Orlando City went and did it. The Lions assembled their list of potential coaches, went hard after the top name on their list, and today made that hiring official. But what do we really know about Oscar Pareja outside of his history of successful seasons in Major League Soccer?
Let’s start with the soccer basics, is there a particular shape and tactical style that Pareja prefers to use or is everything tailored to the opponent?
Ben Lyon: In an ideal world, Oscar Pareja is a 4-3-3 guy who enjoys bombing down the wings with overlapping backs. I think it is fair to say none of his previous coaching stops allowed for him to put what he would consider his ideal on the field in any particular game (although he would never let you know that). He primarily relied on a 4-2-3-1 in his Colorado and Dallas days, and I would not be surprised if that’s how he rolled in his first season in Orlando. Tactically, Papi has been consistently pragmatic with his game plans at previous stops, preferring a lower block in most road games and a more front foot style at home, but he definitely showed a penchant for tweaking that based on the opponent. To contrast him with Luchi Gonzalez, Pareja was way more likely to play with five in the back at the start or to start with two strikers. He’s pretty flexible at the end of the day.

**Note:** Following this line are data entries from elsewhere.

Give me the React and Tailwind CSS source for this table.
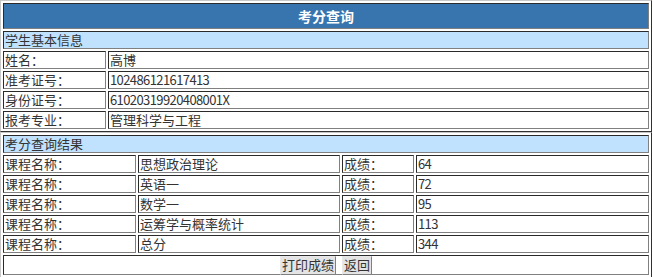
import React from 'react';

const student = [
    ['姓名：', '高博'],
    ['准考证号：', '102486121617413'],
    ['身份证号：', '61020319920408001X'],
    ['报考专业：', '管理科学与工程'],
];

const scores = [
    ['思想政治理论', '64'],
    ['英语一', '72'],
    ['数学一', '95'],
    ['运筹学与概率统计', '113'],
    ['总分', '344'],
];

const cell = 'h-[18px] border border-t-[#2a2a2a] border-l-[#2a2a2a] border-r-[#808080] border-b-[#808080] px-px leading-[16px] whitespace-nowrap overflow-hidden';
const box = 'border border-t-[#c8c8c8] border-l-[#c8c8c8] border-r-[#303030] border-b-[#303030] p-[2px] flex flex-col gap-[2px]';
const btn = 'h-[19px] px-[1px] border border-t-[#e8e8e8] border-l-[#e8e8e8] border-r-[#808080] border-b-[#808080] bg-[#e4e4e4] leading-[16px] text-[13px] text-[#333]';

const isNum = (s) => /^[0-9X]+$/.test(s);

const App = () => {
    return (
        <div
            className="w-[652px] text-[13px] text-[#333]"
            style={{ fontFamily: '"Noto Sans CJK SC", "Liberation Sans", sans-serif' }}
        >
            <div className={box}>
                <div className="h-[26px] border border-t-[#2a2a2a] border-l-[#2a2a2a] border-r-[#808080] border-b-[#808080] bg-[#3875ae] flex items-center justify-center font-bold text-white text-[14px]">
                    考分查询
                </div>
                <div className={`${cell} bg-[#c0e2fe]`}>学生基本信息</div>
                {student.map(([label, value]) => (
                    <div key={label} className="flex gap-[2px]">
                        <div className={`${cell} bg-white w-[103px]`}>{label}</div>
                        <div className={`${cell} bg-white flex-1 ${isNum(value) ? 'tracking-[-0.6px]' : ''}`}>{value}</div>
                    </div>
                ))}
            </div>
            <div className={box}>
                <div className={`${cell} bg-[#c0e2fe]`}>考分查询结果</div>
                {scores.map(([name, score]) => (
                    <div key={name} className="flex gap-[2px]">
                        <div className={`${cell} bg-white w-[133px]`}>课程名称：</div>
                        <div className={`${cell} bg-white w-[202px]`}>{name}</div>
                        <div className={`${cell} bg-white w-[72px]`}>成绩：</div>
                        <div className={`${cell} bg-white flex-1 tracking-[-0.6px]`}>{score}</div>
                    </div>
                ))}
                <div className="h-[20px] border border-t-[#2a2a2a] border-l-[#2a2a2a] border-r-[#808080] border-b-[#808080] bg-white flex items-center justify-center gap-[6px]">
                    <button className={btn}>打印成绩</button>
                    <button className={btn}>返回</button>
                </div>
            </div>
        </div>
    );
};

export default App;
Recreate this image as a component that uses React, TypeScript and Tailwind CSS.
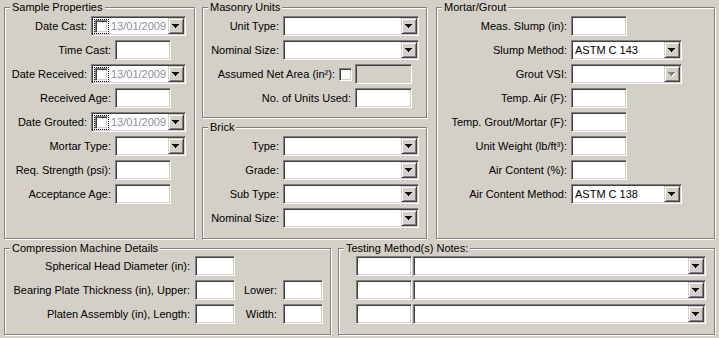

Is Pareja’s reputation for playing younger guys overblown or skewed by the good academy system Dallas has or does he really like to play the kids early?
BL: It might be a little skewed; the academy has produced a plethora of talent. Then again, a lot of those guys ended up washing out pretty early with limited minutes. Probably the best case that it isn’t just all about raw talent when it comes to placing blind faith in the youth is Victor Ulloa. Victor had actually run out of contract from his Homegrown deal and looked increasingly like his pro days would be cut short before Pareja returned to Dallas from Colorado. Papi brought him back in to trial, coached him up to a new contract, and eventually he became a regular on some very good teams before his later incarnation as expansion team building block. Vic earned all of that, but it’s hard to say that Pareja’s belief in him at a young age didn’t play a large part in that.
What did you see as Pareja’s strengths and weaknesses as a coach during his time with FC Dallas?
BL: Aside from getting a lot out of youth players, Oscar has a real evangelical quality about him that the fans and players love. He did an absolutely phenomenal job of connecting the organization from top to bottom, and he’s had an absolutely wild track record of turning erstwhile midfielders and attackers (eg, Atiba Harris, Je-Vaughn Watson, and Ryan Hollingshead) into decent to good outside backs. He also has a proven track record of molding unproven South American talent into elite players. Guys like Mauro Diaz and Fabian Castillo both made Best XI and earned the club transfer fees. Michael Barrios has to be the most underrated player in the league. There’s probably a couple of players on Orlando that will seemingly come out of nowhere to impress you this year.
As for weaknesses, he can be a little stubborn in his approach sometimes, perhaps not rotating his players enough. There have been quite a few times it seemed he packed in to a defensive shell too early although it’s mostly hard to argue with the results. There’s really not much not to like. He had a good run in Colorado, a great run in Dallas, and even though his time at Xolos wasn’t an unqualified success, 52 points from 35 games in Tijuana is nothing to sneeze at. You can expect immediate results for the Lions this year. The folks in Dallas will be interested to see how far he goes off the bat with a second team and deeper pockets at his disposal. You’re going to love this guy.
Big thanks to Ben for sharing his thoughts on Orlando City’s new gaffer.